# Java 7 update 17 and Mac OS X?



## Stewart Vernon (Jan 7, 2005)

Ok... so I saw a new update to Java today... from my Web browser as well as via Apple Software updates.

I let them all update... and I no longer have a plugin for Safari or Firefox and I no longer have a control panel icon to configure Java.

I'm running Mountain Lion (10.8.2)

Independent of personal opinions on Java... I can't be the only one for whom Java has just ceased to be even after downloading and installing, right?


----------



## RasputinAXP (Jan 23, 2008)

Nope, I thought that was an executive decision by Apple.


----------



## Laxguy (Dec 2, 2010)

Just installed the update. It was odd; seemed to be two downloads of different sizes, one ca. 50 Megs, another 66 Megs. Anyway, it's up and running, went to test in our Chat, and it works there in Safari. There's also a control panel along with other System panels, and as in the last few iterations, it pops up a permission and control panel when you start Java.


----------



## Stewart Vernon (Jan 7, 2005)

I have lost count of the number of times I have tried now. I install, it thinks it completes... then I look and I still have no Java.

I have my desktop configured to show me free space on my drives... and it is interesting... during the install I see my main hard drive go down in space as appropriate for the size of the Java install... then it gets to "install complete" and my hard drive space goes right back up... as if the thing is being installed AND uninstalled simultaneously.


----------



## lparsons21 (Mar 4, 2006)

Me too! 

I was wondering about the 'preference pane' that I don't see and can't seem to find evidence of Java at all on my HD.

Oh well, since everything is working I guess I don't actually need it.


----------



## Stewart Vernon (Jan 7, 2005)

No problems yet here either... so I guess if I don't run into a Web site that is broken or a program on my Mac that doesn't work, then I'll forget about it... but it was very weird... and also very surprising that nobody else seems to be having the problem.

I thought for sure the internet would have lit up like a Christmas tree.

Maybe that means Java isn't that used after all?


----------



## wilbur_the_goose (Aug 16, 2006)

You're better off without Java.
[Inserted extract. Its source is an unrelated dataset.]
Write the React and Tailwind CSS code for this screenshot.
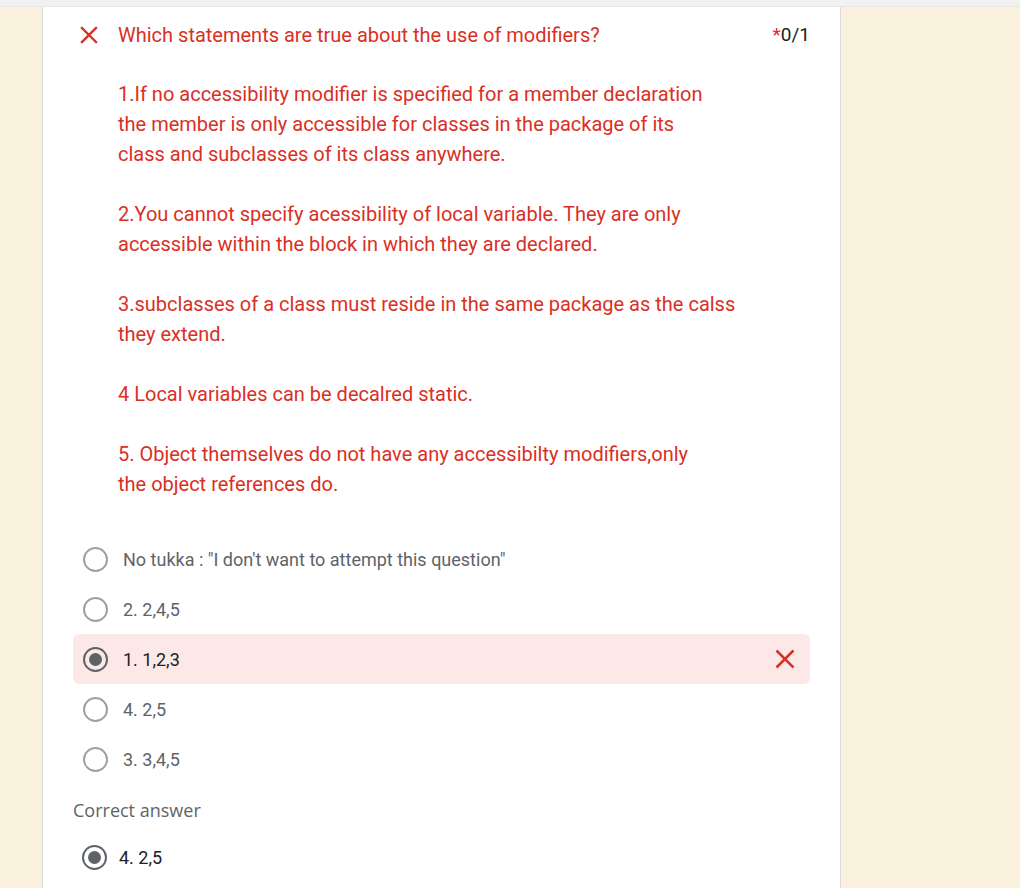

It's a malware highway to your home.


----------



## Laxguy (Dec 2, 2010)

Stewart Vernon said:


> No problems yet here either... so I guess if I don't run into a Web site that is broken or a program on my Mac that doesn't work, then I'll forget about it... but it was very weird... and also very surprising that nobody else seems to be having the problem.
> 
> I thought for sure the internet would have lit up like a Christmas tree.
> 
> Maybe that means Java isn't that used after all?


Stewart- Try our chat room. Obviously, not a lot of action today, but at least it'll confirm if you can log in with Java or not.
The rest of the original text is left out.